The Mountain Vibe Music Festival will be held at a new venue (Robbs Resort in Crystal Basin) and has reggae-rock titans the Expendables headlining a multi-band slate that includes local standouts such as Arden Park Roots, Ghost Town Rebellion and Island of Black and White (June 23-26. mountainvibemusic.com).
Finally, the team at Flamingo House (née True Love Coffee House) is spilling into the block in front of their neon-drenched K Street haunt for Banana Sundaes, a two-day electronic music festival with Fracesca Lombardo and Ivy Lab topping a bill of nearly two dozens acts (June 25-26 at K and 24th St. $45. www.instagram.com/bananasundaes916).
Whew! OK, on to some “regular” concerts:
Bozeman’s Laney Lou & the Bird Dogs clearly love to sneak out the back gate, find a rough-and-tumble hooch parlor and raise some hell on a Saturday night. But the catalog they take out feels born from the comfort of kiddie pools and lounge chairs in the afternoon sun before they left the yard — a fresh cold one never out of arm’s reach (9 p.m. Thurs. June 2 at Torch Club. $8. www.torchclub.net).
Grateful Dead acts — there’s too many of them already, right? Don’t tell that to the fellas of Grateful Shred. They’ve become an unlikely sensation as a faithful and razor-sharp Dead rendition behind a retooled lineup that features “second drummer” Alex Koford of Phil Lesh and Friends and Adam MacDougall of Circles Around the Sun (June 2 and 3 at Center for the Arts, Grass Valley. $28-$36. thecenterforthearts.org). Also, former Shreders Clay Finch and Sam Blasucci are now fully geared into their delectably woven Gram Parsons-tilted folk-rock project Mapache, which releases the titillating “Roscoe’s Dream” on June 10 and celebrates at the Starlet Room (8 p.m. Sun. June 19. $20 adv/$25 door. www.harlows.com)
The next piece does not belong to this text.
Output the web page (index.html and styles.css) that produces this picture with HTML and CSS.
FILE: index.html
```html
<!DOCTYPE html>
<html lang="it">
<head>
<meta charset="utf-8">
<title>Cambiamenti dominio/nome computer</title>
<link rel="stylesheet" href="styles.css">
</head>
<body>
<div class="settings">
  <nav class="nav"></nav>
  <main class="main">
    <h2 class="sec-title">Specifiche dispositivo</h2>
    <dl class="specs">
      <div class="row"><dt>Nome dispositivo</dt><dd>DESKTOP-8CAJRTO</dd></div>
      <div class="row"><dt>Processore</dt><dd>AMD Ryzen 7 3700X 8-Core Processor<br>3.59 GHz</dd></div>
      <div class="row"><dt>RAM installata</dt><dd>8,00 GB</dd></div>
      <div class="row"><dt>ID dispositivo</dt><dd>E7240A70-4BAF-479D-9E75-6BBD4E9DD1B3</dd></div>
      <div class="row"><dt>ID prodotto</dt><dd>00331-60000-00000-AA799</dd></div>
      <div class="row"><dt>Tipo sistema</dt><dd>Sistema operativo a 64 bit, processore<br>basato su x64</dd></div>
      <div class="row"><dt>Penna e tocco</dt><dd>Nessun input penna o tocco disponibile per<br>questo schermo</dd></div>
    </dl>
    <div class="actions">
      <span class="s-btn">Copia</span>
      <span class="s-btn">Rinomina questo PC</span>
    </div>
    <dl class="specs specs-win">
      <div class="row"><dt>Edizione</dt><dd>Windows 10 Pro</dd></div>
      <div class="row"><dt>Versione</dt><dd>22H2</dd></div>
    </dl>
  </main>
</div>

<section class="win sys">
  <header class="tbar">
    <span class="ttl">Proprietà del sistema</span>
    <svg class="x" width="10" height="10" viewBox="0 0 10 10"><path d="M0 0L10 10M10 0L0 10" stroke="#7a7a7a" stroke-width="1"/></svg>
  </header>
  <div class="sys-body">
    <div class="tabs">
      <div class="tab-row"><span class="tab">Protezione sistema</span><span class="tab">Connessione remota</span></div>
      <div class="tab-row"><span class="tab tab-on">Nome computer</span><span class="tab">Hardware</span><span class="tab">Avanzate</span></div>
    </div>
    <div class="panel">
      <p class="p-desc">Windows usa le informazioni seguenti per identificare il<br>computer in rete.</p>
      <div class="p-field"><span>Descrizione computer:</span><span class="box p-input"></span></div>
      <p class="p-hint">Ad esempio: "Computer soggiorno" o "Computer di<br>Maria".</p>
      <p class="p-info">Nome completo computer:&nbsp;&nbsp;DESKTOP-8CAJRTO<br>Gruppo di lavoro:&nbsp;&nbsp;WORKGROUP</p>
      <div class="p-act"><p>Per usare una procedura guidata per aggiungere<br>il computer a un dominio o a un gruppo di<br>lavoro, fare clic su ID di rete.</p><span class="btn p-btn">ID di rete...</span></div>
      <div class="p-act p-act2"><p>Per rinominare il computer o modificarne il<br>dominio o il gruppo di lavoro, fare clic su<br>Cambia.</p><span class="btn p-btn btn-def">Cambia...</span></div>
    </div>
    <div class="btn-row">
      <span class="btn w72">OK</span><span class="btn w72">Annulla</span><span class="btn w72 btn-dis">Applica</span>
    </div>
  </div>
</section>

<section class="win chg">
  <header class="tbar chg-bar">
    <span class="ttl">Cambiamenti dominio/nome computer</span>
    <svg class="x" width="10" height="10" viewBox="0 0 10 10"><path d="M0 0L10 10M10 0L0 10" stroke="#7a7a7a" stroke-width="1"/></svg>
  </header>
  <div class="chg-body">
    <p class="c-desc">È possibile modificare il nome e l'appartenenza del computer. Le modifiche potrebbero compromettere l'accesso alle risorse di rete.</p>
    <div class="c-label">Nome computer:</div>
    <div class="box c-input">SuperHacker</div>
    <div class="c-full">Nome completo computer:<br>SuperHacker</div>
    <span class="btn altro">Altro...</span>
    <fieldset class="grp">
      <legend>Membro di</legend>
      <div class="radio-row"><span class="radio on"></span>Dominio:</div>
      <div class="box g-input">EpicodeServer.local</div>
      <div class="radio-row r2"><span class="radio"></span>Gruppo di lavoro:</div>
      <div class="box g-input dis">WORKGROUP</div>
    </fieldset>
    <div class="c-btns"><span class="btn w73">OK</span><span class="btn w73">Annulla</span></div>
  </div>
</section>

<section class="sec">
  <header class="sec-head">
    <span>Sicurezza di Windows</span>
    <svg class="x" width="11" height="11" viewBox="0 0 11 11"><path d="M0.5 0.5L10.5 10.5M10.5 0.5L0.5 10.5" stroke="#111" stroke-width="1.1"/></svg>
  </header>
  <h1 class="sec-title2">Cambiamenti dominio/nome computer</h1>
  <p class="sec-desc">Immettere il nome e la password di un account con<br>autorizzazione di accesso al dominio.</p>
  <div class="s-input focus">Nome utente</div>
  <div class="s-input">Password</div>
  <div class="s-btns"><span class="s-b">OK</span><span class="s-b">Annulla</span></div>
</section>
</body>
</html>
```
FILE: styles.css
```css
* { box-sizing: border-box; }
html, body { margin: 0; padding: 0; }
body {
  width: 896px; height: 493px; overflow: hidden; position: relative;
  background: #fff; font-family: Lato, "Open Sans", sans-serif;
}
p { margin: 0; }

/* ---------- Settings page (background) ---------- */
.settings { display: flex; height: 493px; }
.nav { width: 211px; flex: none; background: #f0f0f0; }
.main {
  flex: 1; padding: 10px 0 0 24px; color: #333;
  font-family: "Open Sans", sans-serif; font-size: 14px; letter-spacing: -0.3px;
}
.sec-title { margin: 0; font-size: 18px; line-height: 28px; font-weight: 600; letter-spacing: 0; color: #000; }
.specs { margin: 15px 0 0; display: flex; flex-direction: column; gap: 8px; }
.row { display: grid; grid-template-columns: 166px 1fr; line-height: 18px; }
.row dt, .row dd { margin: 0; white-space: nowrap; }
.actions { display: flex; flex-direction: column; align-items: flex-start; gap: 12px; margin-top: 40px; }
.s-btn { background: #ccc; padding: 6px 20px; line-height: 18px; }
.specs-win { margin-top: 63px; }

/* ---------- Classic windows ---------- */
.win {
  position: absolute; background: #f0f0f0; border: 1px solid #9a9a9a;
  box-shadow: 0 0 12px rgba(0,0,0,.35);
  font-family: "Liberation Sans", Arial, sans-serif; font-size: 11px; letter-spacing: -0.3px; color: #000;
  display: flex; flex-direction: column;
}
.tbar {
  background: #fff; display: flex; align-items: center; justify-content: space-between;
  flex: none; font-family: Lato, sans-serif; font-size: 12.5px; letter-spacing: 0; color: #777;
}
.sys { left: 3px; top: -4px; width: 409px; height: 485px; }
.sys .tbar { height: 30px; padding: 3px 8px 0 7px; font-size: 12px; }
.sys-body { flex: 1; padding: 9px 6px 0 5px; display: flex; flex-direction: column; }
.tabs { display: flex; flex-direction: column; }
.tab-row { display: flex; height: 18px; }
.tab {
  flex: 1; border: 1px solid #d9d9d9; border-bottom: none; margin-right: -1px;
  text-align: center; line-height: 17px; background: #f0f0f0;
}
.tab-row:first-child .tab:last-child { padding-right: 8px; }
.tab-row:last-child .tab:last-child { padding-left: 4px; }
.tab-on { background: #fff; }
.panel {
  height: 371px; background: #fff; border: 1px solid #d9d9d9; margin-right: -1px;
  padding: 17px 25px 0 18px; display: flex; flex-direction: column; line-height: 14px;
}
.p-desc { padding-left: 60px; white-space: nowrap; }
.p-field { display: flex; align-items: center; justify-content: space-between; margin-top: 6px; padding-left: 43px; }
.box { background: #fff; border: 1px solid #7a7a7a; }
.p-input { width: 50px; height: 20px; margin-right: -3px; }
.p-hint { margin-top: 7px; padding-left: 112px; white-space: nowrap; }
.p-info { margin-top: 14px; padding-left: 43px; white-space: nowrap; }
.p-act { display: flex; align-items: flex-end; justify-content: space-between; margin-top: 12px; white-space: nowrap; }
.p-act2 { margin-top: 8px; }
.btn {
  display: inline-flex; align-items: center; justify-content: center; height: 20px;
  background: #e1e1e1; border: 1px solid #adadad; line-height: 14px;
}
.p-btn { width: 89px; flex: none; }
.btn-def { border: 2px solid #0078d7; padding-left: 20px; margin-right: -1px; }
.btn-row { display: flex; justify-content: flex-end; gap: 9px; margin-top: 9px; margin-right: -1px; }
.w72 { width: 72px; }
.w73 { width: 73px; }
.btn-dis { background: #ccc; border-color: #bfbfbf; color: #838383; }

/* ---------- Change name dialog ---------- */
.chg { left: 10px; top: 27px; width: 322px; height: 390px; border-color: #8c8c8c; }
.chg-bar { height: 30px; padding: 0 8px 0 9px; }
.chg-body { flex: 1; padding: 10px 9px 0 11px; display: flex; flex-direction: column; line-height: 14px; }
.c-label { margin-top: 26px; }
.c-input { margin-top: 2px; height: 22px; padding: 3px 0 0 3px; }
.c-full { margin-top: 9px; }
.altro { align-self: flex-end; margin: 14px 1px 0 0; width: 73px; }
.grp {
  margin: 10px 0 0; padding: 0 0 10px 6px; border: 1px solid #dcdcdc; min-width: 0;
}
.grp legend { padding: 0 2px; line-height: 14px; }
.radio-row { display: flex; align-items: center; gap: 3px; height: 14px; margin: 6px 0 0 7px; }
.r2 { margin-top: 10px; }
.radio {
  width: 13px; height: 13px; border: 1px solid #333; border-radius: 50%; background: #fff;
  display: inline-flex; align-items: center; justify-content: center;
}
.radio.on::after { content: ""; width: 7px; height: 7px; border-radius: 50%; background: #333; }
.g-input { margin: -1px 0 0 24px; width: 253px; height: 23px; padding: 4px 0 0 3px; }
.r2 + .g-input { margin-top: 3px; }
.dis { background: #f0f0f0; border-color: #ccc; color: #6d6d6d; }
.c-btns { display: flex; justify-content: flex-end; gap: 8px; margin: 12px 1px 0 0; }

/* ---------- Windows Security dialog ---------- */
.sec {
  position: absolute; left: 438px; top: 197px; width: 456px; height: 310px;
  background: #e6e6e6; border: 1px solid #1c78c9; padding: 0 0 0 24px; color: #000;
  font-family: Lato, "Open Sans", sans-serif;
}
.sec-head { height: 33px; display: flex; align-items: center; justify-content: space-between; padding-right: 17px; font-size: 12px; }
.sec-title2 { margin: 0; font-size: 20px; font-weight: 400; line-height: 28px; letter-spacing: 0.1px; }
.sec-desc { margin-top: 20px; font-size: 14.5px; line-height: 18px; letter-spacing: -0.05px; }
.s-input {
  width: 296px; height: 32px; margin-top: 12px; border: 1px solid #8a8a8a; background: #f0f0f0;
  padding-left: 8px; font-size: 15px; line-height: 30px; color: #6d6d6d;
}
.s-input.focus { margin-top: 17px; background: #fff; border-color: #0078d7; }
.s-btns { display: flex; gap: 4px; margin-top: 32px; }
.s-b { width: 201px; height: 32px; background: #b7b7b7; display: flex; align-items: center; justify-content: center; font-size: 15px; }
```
Just try to figure out just what exactly veteran Sonoma County indie/alt-rock trio The Velvet Teen actually is. Go ahead, we dare you. Your mind will get stuck in a frenetic gravity wrap, spinning frantically amid the time shifts and riffs while trying to find the ground, lest you tumble out into space, marooned for all eternity — which is probably what they had in mind all along (7:30 p.m. Thurs. June 16 at the Russ Room, with Tomo Nakayama. $15. www.solomons.co). If you miss tickets on this one, they’re back in town Oct. 5 opening for Girls Against Boys at Harlow’s.
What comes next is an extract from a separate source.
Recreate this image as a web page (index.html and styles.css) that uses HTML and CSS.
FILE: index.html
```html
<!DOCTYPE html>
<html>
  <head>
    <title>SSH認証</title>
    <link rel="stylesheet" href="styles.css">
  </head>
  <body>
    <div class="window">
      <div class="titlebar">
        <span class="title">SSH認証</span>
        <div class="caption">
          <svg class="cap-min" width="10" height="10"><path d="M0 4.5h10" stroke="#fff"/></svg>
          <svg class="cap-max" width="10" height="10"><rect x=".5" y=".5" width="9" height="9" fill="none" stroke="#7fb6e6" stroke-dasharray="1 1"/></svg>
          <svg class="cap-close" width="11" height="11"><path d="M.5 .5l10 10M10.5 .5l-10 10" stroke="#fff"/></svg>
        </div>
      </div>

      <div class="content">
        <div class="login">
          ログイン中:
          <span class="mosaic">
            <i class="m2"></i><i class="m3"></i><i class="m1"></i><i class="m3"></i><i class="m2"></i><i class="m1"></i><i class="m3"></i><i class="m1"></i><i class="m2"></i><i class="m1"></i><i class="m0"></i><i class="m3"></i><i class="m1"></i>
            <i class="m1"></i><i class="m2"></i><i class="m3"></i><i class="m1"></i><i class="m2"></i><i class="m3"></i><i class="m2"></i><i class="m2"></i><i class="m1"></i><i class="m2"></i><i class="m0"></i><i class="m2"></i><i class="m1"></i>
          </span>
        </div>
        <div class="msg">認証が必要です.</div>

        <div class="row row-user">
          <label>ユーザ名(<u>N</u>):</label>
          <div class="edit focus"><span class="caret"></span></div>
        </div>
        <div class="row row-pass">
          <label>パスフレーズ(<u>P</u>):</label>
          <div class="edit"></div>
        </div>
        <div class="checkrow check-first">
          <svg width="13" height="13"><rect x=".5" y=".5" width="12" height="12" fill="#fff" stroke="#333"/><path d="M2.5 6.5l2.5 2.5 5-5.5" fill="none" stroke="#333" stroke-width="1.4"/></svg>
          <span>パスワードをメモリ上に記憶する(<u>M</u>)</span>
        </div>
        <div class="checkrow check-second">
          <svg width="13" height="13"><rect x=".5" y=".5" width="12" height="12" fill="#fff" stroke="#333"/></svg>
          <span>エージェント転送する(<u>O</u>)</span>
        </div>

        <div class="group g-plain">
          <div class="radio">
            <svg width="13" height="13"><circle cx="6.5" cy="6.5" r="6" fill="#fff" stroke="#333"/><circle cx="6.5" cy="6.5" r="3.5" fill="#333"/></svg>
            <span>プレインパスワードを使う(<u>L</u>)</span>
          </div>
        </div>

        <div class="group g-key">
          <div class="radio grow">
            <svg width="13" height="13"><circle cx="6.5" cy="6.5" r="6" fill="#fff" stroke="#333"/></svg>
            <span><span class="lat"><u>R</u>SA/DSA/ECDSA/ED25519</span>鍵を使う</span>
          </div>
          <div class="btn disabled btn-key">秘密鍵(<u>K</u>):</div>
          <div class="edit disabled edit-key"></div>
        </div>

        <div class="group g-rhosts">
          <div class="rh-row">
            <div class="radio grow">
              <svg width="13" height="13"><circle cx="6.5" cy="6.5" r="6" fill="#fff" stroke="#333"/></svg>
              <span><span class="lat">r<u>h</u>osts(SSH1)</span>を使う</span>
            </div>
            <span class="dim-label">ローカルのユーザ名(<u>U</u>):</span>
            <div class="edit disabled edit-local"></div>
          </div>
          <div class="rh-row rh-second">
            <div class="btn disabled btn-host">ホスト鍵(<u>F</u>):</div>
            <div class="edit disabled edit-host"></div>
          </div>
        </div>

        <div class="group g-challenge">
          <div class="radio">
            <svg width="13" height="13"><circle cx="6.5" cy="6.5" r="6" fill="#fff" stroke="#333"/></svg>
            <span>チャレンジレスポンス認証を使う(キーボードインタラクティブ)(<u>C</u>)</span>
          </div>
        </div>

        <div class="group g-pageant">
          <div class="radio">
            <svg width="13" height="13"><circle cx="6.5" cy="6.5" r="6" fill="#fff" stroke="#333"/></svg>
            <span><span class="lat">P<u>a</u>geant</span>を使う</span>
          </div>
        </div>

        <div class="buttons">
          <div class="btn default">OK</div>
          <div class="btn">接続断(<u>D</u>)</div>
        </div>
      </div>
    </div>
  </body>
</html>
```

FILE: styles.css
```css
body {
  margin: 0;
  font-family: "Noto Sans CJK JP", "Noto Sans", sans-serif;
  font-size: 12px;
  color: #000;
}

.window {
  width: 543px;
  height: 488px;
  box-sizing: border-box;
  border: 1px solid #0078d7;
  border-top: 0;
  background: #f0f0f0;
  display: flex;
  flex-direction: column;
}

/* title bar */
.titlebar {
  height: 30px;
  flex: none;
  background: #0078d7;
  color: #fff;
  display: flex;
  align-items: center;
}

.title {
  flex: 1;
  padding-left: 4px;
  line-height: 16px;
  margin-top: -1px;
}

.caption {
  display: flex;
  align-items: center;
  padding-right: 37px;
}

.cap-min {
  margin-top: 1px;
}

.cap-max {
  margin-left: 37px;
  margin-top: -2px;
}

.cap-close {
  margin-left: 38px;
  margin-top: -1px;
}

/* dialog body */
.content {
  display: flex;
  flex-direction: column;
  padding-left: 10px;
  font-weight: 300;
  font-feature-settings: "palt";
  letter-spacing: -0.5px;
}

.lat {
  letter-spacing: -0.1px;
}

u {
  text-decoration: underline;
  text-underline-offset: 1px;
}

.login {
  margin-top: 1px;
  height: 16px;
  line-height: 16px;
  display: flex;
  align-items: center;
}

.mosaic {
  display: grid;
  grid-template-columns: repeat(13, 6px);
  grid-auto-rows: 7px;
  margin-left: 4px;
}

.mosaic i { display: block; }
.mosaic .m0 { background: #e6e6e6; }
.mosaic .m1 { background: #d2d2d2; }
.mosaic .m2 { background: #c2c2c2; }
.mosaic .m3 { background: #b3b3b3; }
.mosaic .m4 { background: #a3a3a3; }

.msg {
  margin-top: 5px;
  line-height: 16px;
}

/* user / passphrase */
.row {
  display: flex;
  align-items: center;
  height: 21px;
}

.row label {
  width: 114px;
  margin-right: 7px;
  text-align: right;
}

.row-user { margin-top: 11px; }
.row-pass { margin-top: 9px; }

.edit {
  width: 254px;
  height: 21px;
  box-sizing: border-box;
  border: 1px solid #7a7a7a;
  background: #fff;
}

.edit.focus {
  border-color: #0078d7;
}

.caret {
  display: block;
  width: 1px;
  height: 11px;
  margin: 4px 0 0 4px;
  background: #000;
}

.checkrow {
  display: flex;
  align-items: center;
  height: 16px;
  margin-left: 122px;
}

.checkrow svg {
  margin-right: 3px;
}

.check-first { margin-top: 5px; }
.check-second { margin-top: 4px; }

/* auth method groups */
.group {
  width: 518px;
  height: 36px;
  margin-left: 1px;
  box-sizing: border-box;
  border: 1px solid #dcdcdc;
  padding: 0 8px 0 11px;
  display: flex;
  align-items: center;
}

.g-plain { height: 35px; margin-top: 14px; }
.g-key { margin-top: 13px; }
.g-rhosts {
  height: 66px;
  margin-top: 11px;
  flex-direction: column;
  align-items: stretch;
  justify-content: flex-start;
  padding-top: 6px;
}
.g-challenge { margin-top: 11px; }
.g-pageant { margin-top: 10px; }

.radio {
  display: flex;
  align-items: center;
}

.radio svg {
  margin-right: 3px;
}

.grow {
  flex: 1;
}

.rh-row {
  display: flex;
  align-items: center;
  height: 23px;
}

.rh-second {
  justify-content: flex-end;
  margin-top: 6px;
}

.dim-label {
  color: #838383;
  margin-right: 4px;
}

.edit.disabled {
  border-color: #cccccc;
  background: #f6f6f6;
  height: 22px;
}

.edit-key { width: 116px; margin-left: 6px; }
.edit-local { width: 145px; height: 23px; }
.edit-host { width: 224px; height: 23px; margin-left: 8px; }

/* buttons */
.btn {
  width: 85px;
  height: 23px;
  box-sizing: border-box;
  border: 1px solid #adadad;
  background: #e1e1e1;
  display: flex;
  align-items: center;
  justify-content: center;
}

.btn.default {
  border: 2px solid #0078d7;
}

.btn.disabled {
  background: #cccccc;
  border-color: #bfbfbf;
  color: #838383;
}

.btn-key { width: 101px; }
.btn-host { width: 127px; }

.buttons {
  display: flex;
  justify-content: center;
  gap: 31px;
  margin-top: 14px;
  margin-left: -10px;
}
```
This is not a league game, Smokey, it’s a revival of the collaboration between country-rock axe wizard Dave Alvin and Jimmie Dale Gilmore. The latter is best known in film cult circles as “The Big Lebowski’s” most famous conscientious objector and in music cult circles as an inexplicably unheralded singer-songwriter. The pair revives its chiseled 2018 record “Downey to Lubbock,” a meticulous historical romp through the music of the American West, nary a square mile unexplored (mark it 8 p.m. dude! Wed. June 22 at Harlow’s. $30 adv/$35 door. www.harlows.com)
The Wednesday evening Blues & Bourbon series (yeah, it’s pretty much exactly what it sounds like) at Starlet Room is back in swing with Spanish harpman Quique Gómez (June 1), electric groovers the Orphans (June 8), jump blues from Two Tone Steiny & Danny Sandoval (June 15), the indestructible Mark Hummel & the Deep Basement Shakers (June 22) and aforementioned throwback crooner Todd Morgan & the Emblems (June 29). www.harlows.com.
Camino’s Delfino Farms brings back their plush and cozy Saturday “Folk on the Farm” series, kicking off with funk/soul act the Charities on June 4. Country spitfire Whitney Rose is next June 11. (You can also catch her at Folsom Hotel on June 9.) Rose is followed by Lilly Hiatt (daughter to John) on June 18 and the Wilder Blue June 25. delfinofarms.com/folkonthefarm.
Grab Bag: Electro funk inferno Pimps of Joytime comes to Harlow’s (June 10 with Lantz Laswell and the Vibe Tribe. $20/$25. www.harlows.com); Harpist and frequent Kurt Vile collaborator Mary Lattimore appears at Starlet Room (June 12 with Flowertown. $16/$20. www.harlow’s.com); Singer-songwriter and multi-instrumentalist John McCutcheon performs a fundraiser for beloved foothill radio station KVMR (June 12 at Center for the Arts. $30-$40. thecenterforthearts.org); indie/electro-rock titans STRFKR at Ace of Spades (June 15. $22.50. www.aceofspadessac.com); Billy Howerdel of A Perfect Circle lands at Goldfield Roseville (Thurs. June 16. $30. www.goldfieldtradingpost.com).